469
Leaked Documents Show Nvidia Scraping ‘A Human Lifetime’ of Videos Per Day to Train AI
(www.404media.co)
This is a most excellent place for technology news and articles.
An engineer at AWS can already just copy your code, make minor modifications, and use it. I would think the same legal recourse would apply if it was outputted from an LLM or just a copy-paste? This seems like a tangential issue to whether the LLM was trained on your code or not (not training on your code obviously reduces the probability of the LLM spitting it back out near-verbatim though). Personally, I don't see anything wrong with anyone using public code to build statistical models. And I think the pay-to-scrape models that Reddit, Xitter, and others are employing will help big tech build the "moat" they're looking for. Big tech is asking for AI regulation for similar reasons.
You are 100% wrong here my man. If an engineer does this they are creating a derivative work and they have to fullfil the conditions of the license of the code. No wonder you don't see anything wrong here, you AI people live in a fantasy world when it comes to how copyright works hahahaha. Please stop talking about shit you know nothing about.
I stated that they can do this, and asked if they could be sued if they used near-verbatim code generated from an LLM, just like they could be sued if they copy-pasted AGPL code.
Edit: Tools like CoPilot tell you if your code is similar to publicly available code so you can avoid these issues.
Edit: Just looked up EFF's position and I tend to agree with it:
https://www.eff.org/document/eff-two-pager-ai
What point are you trying to make? That the fact that someone can break the law means we should not have laws? I honestly don't get what you are trying to say.
I'm saying using code for training is a different issue that copyright infringement. I edited my post above to better lay out my position.

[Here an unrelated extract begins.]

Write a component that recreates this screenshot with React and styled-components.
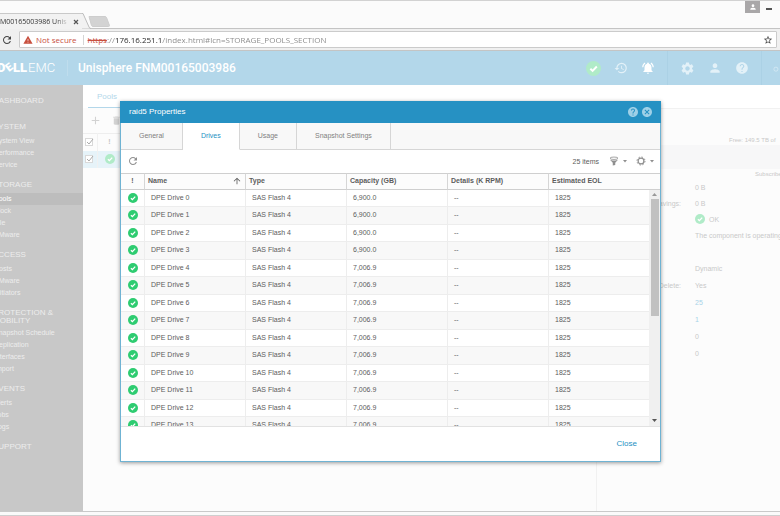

And that's the whole point of my comment, did you even read it? To summarize, there is currently a loophole in law that allows these bullshit arguments about it being different than straight up copying shit (though this haven't been litigated yet, so it's not yet clear if these arguments are actually valid). This means that while a person reading my AGPL code and copying it (without following the license) is 100% illegal, doing the same through an LLM may be legal. So this means that open source licenses can be bypassed by first training an LLM with the code and then extracting the code from the LLM. This is terrible for open source, and in general for anyone who wants to make a living from creating copyrighted work. So we should close this loophole, and I'm glad there is a push to close this through better laws. Even if these laws are comming from Disney, Sony, and all those awful companies.
So again, what's the point you are trying to make here? That we shouldn't make these laws stronger to prevent this bullshit? I honestly don't understand what you are trying to argue here, nothing of what you have said has anything to do with this conversation.
That we already have laws that protect copyright infringement (which seem like they would still apply if it was spit out by an LLM or not), and no more should be made. That training on public data is fine.
Any arguments to defend your position? I'm giving you a very clear example of the awful consecuences of following that path. And the same applies to any creative work. You are just being dismissive without proposing any real solution. Do better man.
The EFF link I posted above provides evidence. Again, here's a quote from part of it:
As I mentioned before, Copilot at least, helps people avoid copyright infringement by notifying you if your code is similar to public code. The solution I'm proposing is no new laws, and just enforcing the ones we have. Most of the laws being proposed look like attempts at regulatory capture to me.